Rabbi Menachem Mendel Hager (מנחם מנדל הגר; born November 28, 1957) is one of the two Grand Rabbis of the Viznitz (Admor Mviznitz) Hasidic dynasty in Bnei Brak and a current member of Moetzes Gedolei HaTorah (Council of great Torah Sages) of the Agudat Yisrael movement.

==Children==
- Rebbetzin Machle, the wife of Rabbi Yoel Moshe Mordecai Katz, son of Grand Rabbi Usher Anshil of Vien (Hasidic community) in Williamsburg.
- Rabbi Chaim Meir, married Rebbetzin Nechama Mirel, daughter of Grand Rabbi Naftali Tzvi Weiss of Spinka Borough Park – Serves as a Chief Rabbi of his father's followers in the United States.

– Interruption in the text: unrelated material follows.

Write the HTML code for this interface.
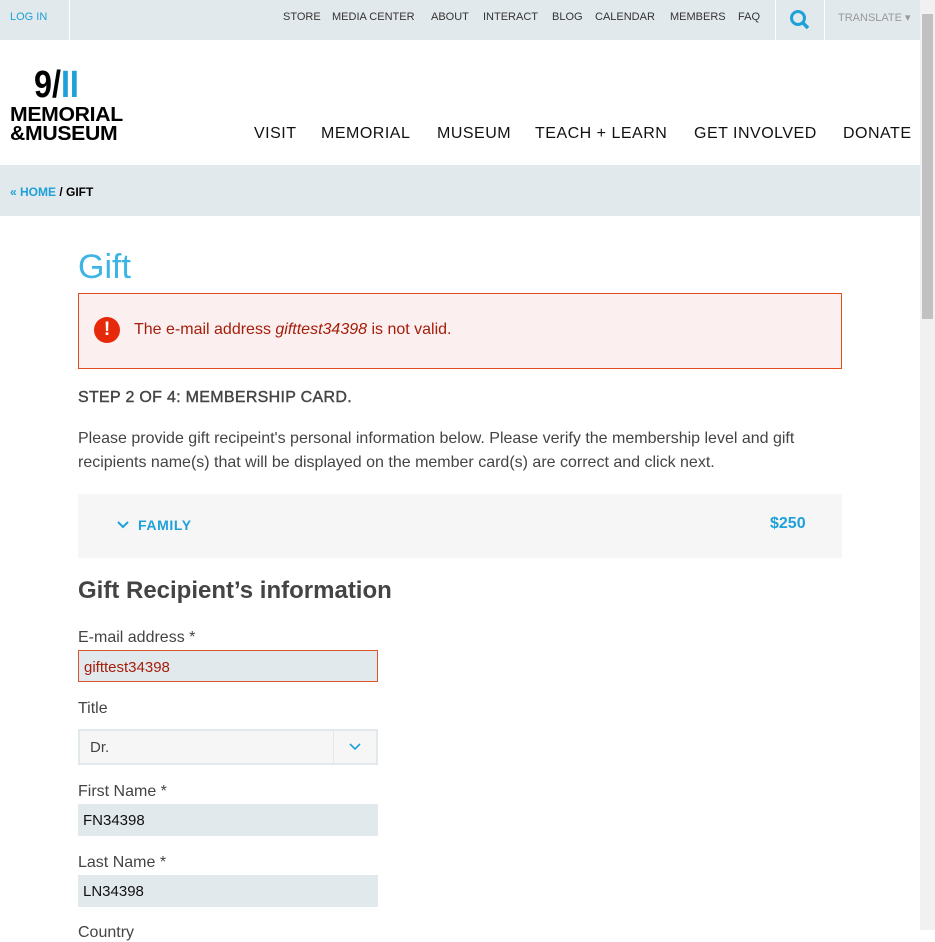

- Rebbetzin Sarah Rivkah, the wife of Rabbi Boruch Hager, son of Grand Rabbi Ya'kov Hager of Seret Vizhnitz ( A branch of the Vizhnitz dynasty) in Haifa.
- Rebbetzin Margulis, was married to Rabbi David Rosenbaum, son of Grand Rabbi Meir of Premishlan.They divorced in 2019.